ARMM town inaugurates new municipal hall

COTABATO CITY, Philippines - A small community of mixed Maguindanaon and Teduray settlers at the western coast of Maguindanao, created municipality in 2006, is now rising from the devastation wrought by a deadly tsunami in August 1976, the bloody Moro rebellion, and the cholera and malaria plagues that hit the area in recent years.

Local officials and residents of the seaside Datu Blah Sinsuat municipality, also known as DBS, in the first district of Maguindanao, inaugurated Sunday their new municipal hall, for them an important icon resembling the presence of government in their municipality.

Residents of DBS town, a major bivouac area of the Moro National Liberation Front at the height of the MNLF uprising, rely mainly on fishing and are into raising short-term crops, such as yams, corn and rice for local consumption.

The DBS, which is comprised of 11 barangays that originally belong to Maguindanao’s North Upi town, was created Dec. 9, 2006 in honor of a blue-blooded Muslim chieftain, Datu Blah Sinsuat, who, as a guerilla leader, fought the Japanese in World War II and became a congressman in the 1960s.

The late Datu Blah also served as member of the Philippine parliament during the time of President Ferdinand Marcos.

Efforts to spur progress in DBS is fraught with extreme difficulties, its municipal mayor, Marcial Sinsuat said.

The town has not been receiving internal revenue allotment from the national government since its inception in 2006 by the Regional Assembly of the Autonomous Region in Muslim Mindanao.

Sinsuat said DBS would not rise if not for the support of Maguindanao First District Rep. Sandra Sema, Gov. Esmael Mangudadatu and ARMM Gov. Mujiv Hataman, who have been providing projects and extending basic services to the town’s impoverished villages.

Hundreds of local folks witnessed Sunday’s launching of the town’s newly built municipal hall on a hill overlooking the sea at Barangay Pura and whose construction was funded with more than P1 million worth of grant from the office of Sema.

"We are grateful to the House of Representatives," Sinsuat said.

Sinsuat said Mangudadatu provided for the glass panes and partitions of the building, as well as other essential fixtures.

Sema, who addressed villagers that witnessed the inaugural rite, said it is important for DBS residents to support President Benigno Aquino III’s Mindanao peace process for development to spread around the entire municipality with momentum.

“Without peace, development will not happen.
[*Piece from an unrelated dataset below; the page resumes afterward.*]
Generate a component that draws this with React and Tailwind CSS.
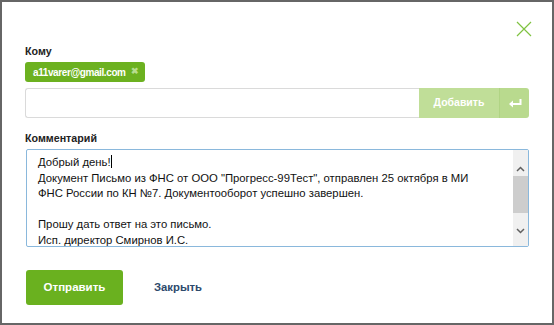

Let us unite and build peace through consensus-building as participatory effort,” said Sema, whose spouse, incumbent Cotabato City Vice-Mayor Muslimin Sema, is chairman of the largest and most politically active of the three factions in the MNLF.

Sema said she will allocate P1.5 million from her 2014 Priority Development Assistance Fund for the procurement of a “sea ambulance” the DBS local government unit can use to ferry sick constituents to Cotabato City for medication.
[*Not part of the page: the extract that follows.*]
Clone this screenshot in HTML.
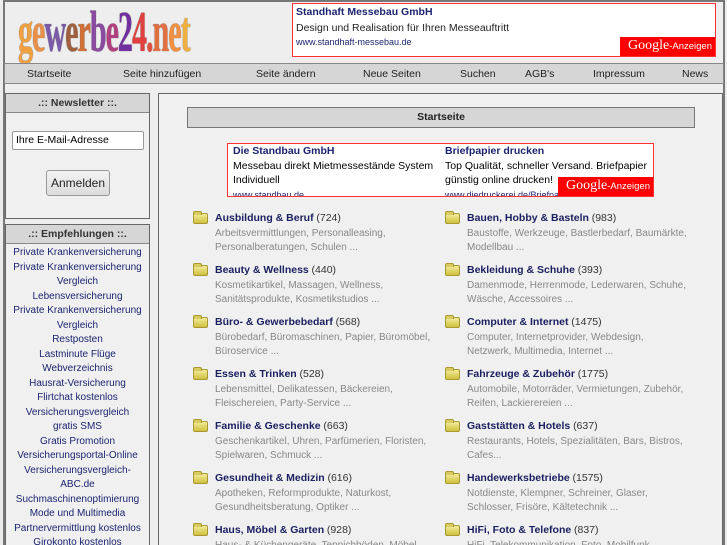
<!DOCTYPE html>
<html><head><meta charset="utf-8">
<style>
*{margin:0;padding:0;box-sizing:border-box}
html,body{width:727px;height:545px;overflow:hidden}
body{background:#ececec;font-family:"Liberation Sans",sans-serif;position:relative}
.abs{position:absolute}
#frame{left:3px;top:0;width:722px;height:560px;border:2px solid #777;border-bottom:none;background:#eee}
#logo{left:18px;top:2px;font-family:"Liberation Serif",serif;font-size:58px;font-weight:bold;letter-spacing:-2px;transform:scaleX(0.52);transform-origin:left;line-height:60px;white-space:nowrap;text-shadow:0 0 1px #333}
#ad1{left:292px;top:3px;width:424px;height:54px;border:1px solid #f33;background:#fff;font-size:10.5px}
.g{position:absolute;right:0;bottom:0;background:#f00;color:#fff;font-size:9.5px;padding:1px 3px 2px 8px;white-space:nowrap}
.g b{font-family:"Liberation Serif",serif;font-size:14px;font-weight:normal}
#nav{left:4px;top:63px;width:720px;height:21px;background:#d6d6d6;border:1px solid #888;font-size:10.5px;color:#222}
#nav span{position:absolute;top:4px}
.box{border:1px solid #666;background:#f0f0f0}
.hd{background:#d6d6d6;border-bottom:1px solid #888;text-align:center;font-size:10.5px;font-weight:bold;color:#333;height:19px;line-height:18px}
.lnk{text-align:center;font-size:10px;color:#1b2470;line-height:14.5px}
.cat{position:absolute;font-size:10px;line-height:14.5px;width:250px}
.cat b{color:#1b2160;font-size:10.5px}
.cat .c{color:#333;font-size:10.5px}
.cat .d{color:#888}
.fd{position:absolute;width:15px;height:11px;background:linear-gradient(#f2ec9a,#cfc040);border:1px solid #a89a30;border-radius:2px}
.fd:before{content:"";position:absolute;left:-1px;top:-3px;width:7px;height:3px;background:#d8cc60;border:1px solid #a89a30;border-bottom:none;border-radius:2px 2px 0 0}
</style></head><body>
<div id="frame" class="abs"></div>
<div id="logo" class="abs"><span style="color:#f0a040">g</span><span style="color:#e89048">e</span><span style="color:#7a5aa8">w</span><span style="color:#a06040">e</span><span style="color:#d07038">r</span><span style="color:#8a4aa0">b</span><span style="color:#b04080">e</span><span style="color:#7030a0">2</span><span style="color:#e04040">4</span><span style="color:#e05040">.</span><span style="color:#e07040">n</span><span style="color:#f09040">e</span><span style="color:#f0b040">t</span></div>
<div id="ad1" class="abs">
<div style="position:absolute;left:3px;top:2px;font-weight:bold;color:#1b2470">Standhaft Messebau GmbH</div>
<div style="position:absolute;left:3px;top:18px;color:#222">Design und Realisation für Ihren Messeauftritt</div>
<div style="position:absolute;left:3px;top:33px;color:#1b2470;font-size:9px">www.standhaft-messebau.de</div>
<div class="g"><b>Google</b>-Anzeigen</div>
</div>
<div id="nav" class="abs">
<span style="left:22px">Startseite</span><span style="left:118px">Seite hinzufügen</span><span style="left:251px">Seite ändern</span><span style="left:358px">Neue Seiten</span><span style="left:455px">Suchen</span><span style="left:520px">AGB's</span><span style="left:588px">Impressum</span><span style="left:677px">News</span>
</div>
<div class="abs box" style="left:5px;top:93px;width:145px;height:126px">
<div class="hd">.:: Newsletter ::.</div>
<div style="position:absolute;left:6px;top:37px;width:132px;height:19px;background:#fff;border:1px solid #999;border-radius:2px;font-size:10.5px;padding:2px 3px">Ihre E-Mail-Adresse</div>
<div style="position:absolute;left:40px;top:76px;width:64px;height:26px;background:linear-gradient(#f4f4f4,#dcdcdc);border:1px solid #999;border-radius:3px;font-size:12px;text-align:center;line-height:24px;color:#222">Anmelden</div>
</div>
<div class="abs box" style="left:5px;top:224px;width:145px;height:330px">
<div class="hd">.:: Empfehlungen ::.</div>
<div class="lnk" style="padding-top:2px">Private Krankenversicherung<br>Private Krankenversicherung<br>Vergleich<br>Lebensversicherung<br>Private Krankenversicherung<br>Vergleich<br>Restposten<br>Lastminute Flüge<br>Webverzeichnis<br>Hausrat-Versicherung<br>Flirtchat kostenlos<br>Versicherungsvergleich<br>gratis SMS<br>Gratis Promotion<br>Versicherungsportal-Online<br>Versicherungsvergleich-<br>ABC.de<br>Suchmaschinenoptimierung<br>Mode und Multimedia<br>Partnervermittlung kostenlos<br>Girokonto kostenlos</div>
</div>
<div class="abs box" style="left:158px;top:93px;width:565px;height:470px"></div>
<div class="abs" style="left:187px;top:107px;width:508px;height:21px;background:#d6d6d6;border:1px solid #777;text-align:center;font-size:10.5px;font-weight:bold;line-height:19px;color:#222">Startseite</div>
<div class="abs" style="left:227px;top:143px;width:427px;height:54px;border:1px solid #f33;background:#fff;font-size:10.5px;overflow:hidden">
<div style="position:absolute;left:5px;top:0px;line-height:14.5px;width:205px"><b style="color:#1b2470">Die Standbau GmbH</b><br>Messebau direkt Mietmessestände System Individuell<br><span style="color:#1b2470;font-size:9px">www.standbau.de</span></div>
<div style="position:absolute;left:217px;top:0px;line-height:14.5px;width:208px"><b style="color:#1b2470">Briefpapier drucken</b><br>Top Qualität, schneller Versand. Briefpapier günstig online drucken!<br><span style="color:#1b2470;font-size:9px">www.diedruckerei.de/Briefpapier</span></div>
<div class="g"><b>Google</b>-Anzeigen</div>
</div>

<div class="fd" style="left:193px;top:213px"></div><div class="cat" style="left:215px;top:211px"><b>Ausbildung &amp; Beruf</b> <span class="c">(724)</span><br><span class="d">Arbeitsvermittlungen, Personalleasing,<br>Personalberatungen, Schulen ...</span></div>
<div class="fd" style="left:193px;top:265px"></div><div class="cat" style="left:215px;top:263px"><b>Beauty &amp; Wellness</b> <span class="c">(440)</span><br><span class="d">Kosmetikartikel, Massagen, Wellness,<br>Sanitätsprodukte, Kosmetikstudios ...</span></div>
<div class="fd" style="left:193px;top:317px"></div><div class="cat" style="left:215px;top:315px"><b>Büro- &amp; Gewerbebedarf</b> <span class="c">(568)</span><br><span class="d">Bürobedarf, Büromaschinen, Papier, Büromöbel,<br>Büroservice ...</span></div>
<div class="fd" style="left:193px;top:369px"></div><div class="cat" style="left:215px;top:367px"><b>Essen &amp; Trinken</b> <span class="c">(528)</span><br><span class="d">Lebensmittel, Delikatessen, Bäckereien,<br>Fleischereien, Party-Service ...</span></div>
<div class="fd" style="left:193px;top:421px"></div><div class="cat" style="left:215px;top:419px"><b>Familie &amp; Geschenke</b> <span class="c">(663)</span><br><span class="d">Geschenkartikel, Uhren, Parfümerien, Floristen,<br>Spielwaren, Schmuck ...</span></div>
<div class="fd" style="left:193px;top:473px"></div><div class="cat" style="left:215px;top:471px"><b>Gesundheit &amp; Medizin</b> <span class="c">(616)</span><br><span class="d">Apotheken, Reformprodukte, Naturkost,<br>Gesundheitsberatung, Optiker ...</span></div>
<div class="fd" style="left:193px;top:525px"></div><div class="cat" style="left:215px;top:523px"><b>Haus, Möbel &amp; Garten</b> <span class="c">(928)</span><br><span class="d">Haus- &amp; Küchengeräte, Teppichböden, Möbel</span></div>

<div class="fd" style="left:445px;top:213px"></div><div class="cat" style="left:467px;top:211px"><b>Bauen, Hobby &amp; Basteln</b> <span class="c">(983)</span><br><span class="d">Baustoffe, Werkzeuge, Bastlerbedarf, Baumärkte,<br>Modellbau ...</span></div>
<div class="fd" style="left:445px;top:265px"></div><div class="cat" style="left:467px;top:263px"><b>Bekleidung &amp; Schuhe</b> <span class="c">(393)</span><br><span class="d">Damenmode, Herrenmode, Lederwaren, Schuhe,<br>Wäsche, Accessoires ...</span></div>
<div class="fd" style="left:445px;top:317px"></div><div class="cat" style="left:467px;top:315px"><b>Computer &amp; Internet</b> <span class="c">(1475)</span><br><span class="d">Computer, Internetprovider, Webdesign,<br>Netzwerk, Multimedia, Internet ...</span></div>
<div class="fd" style="left:445px;top:369px"></div><div class="cat" style="left:467px;top:367px"><b>Fahrzeuge &amp; Zubehör</b> <span class="c">(1775)</span><br><span class="d">Automobile, Motorräder, Vermietungen, Zubehör,<br>Reifen, Lackierereien ...</span></div>
<div class="fd" style="left:445px;top:421px"></div><div class="cat" style="left:467px;top:419px"><b>Gaststätten &amp; Hotels</b> <span class="c">(637)</span><br><span class="d">Restaurants, Hotels, Spezialitäten, Bars, Bistros,<br>Cafes...</span></div>
<div class="fd" style="left:445px;top:473px"></div><div class="cat" style="left:467px;top:471px"><b>Handewerksbetriebe</b> <span class="c">(1575)</span><br><span class="d">Notdienste, Klempner, Schreiner, Glaser,<br>Schlosser, Frisöre, Kältetechnik ...</span></div>
<div class="fd" style="left:445px;top:525px"></div><div class="cat" style="left:467px;top:523px"><b>HiFi, Foto &amp; Telefone</b> <span class="c">(837)</span><br><span class="d">HiFi, Telekommunikation, Foto, Mobilfunk</span></div>
</body></html>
More than a dozen residents of DBS succumbed to cerebral malaria in the past 12 months, the dreaded disease being “endemic” to the area. Many others tested positive to malaria in a series of tests initiated recently by government epidemiologists.

Thousands of residents availed of free medical and dental services by teams from the ARMM’s Department of Health during an outreach mission from Dec. 9-10, as one of the highlights of the 6th founding anniversary of DBS.

The outreach mission was assisted by the 1st Marine Brigade and its component unit guarding DBS, the Marine Battalion Landing Team 1, and a medical contingent from the Army’s 6th Infantry Division.

The ARMM’s regional health secretary, eye surgeon Kadil Sinolinding, Jr., who led the mission, also treated 40 cataract patients and villagers afflicted with various eye ailments.

The medical-dental outreach mission was done in a covered basketball court constructed more than a year ago by the office of Mangudadatu.

Sinolinding said he is thankful to the regional governor of ARMM, the Philippine Marine Corps, the 6th ID, the provincial government of Maguindanao and the office of Rep. Sema for supporting their DBS medical-dental missions.

Sinolinding and his subordinates also lectured villagers on how to prevent the spread of malaria and Dengue fever, and water-borne diseases such as dysentery and cholera.

Some 70 villagers, while the 11 barangays of DBS were still under North Upi town, were afflicted with cholera when severe droughts struck in 1997 and in 1998 that forced people to drink unsafe drinking water from murky streams. Three villagers died from the outbreak.

The government has earmarked the construction of one day care center for each of the 11 barangays of DBS from the Transition Investment Support Plan, which is intended to hasten Malacañang’s development initiatives in the autonomous region, in support of its on-going peace talks with the Moro Islamic Liberation Front.

The 11 barangays of DBS were all badly devastated by a Tsunami on August 16, 1976, which killed 2,973 villagers and leveled seaside fishing villages that took local folks many years to rebuild.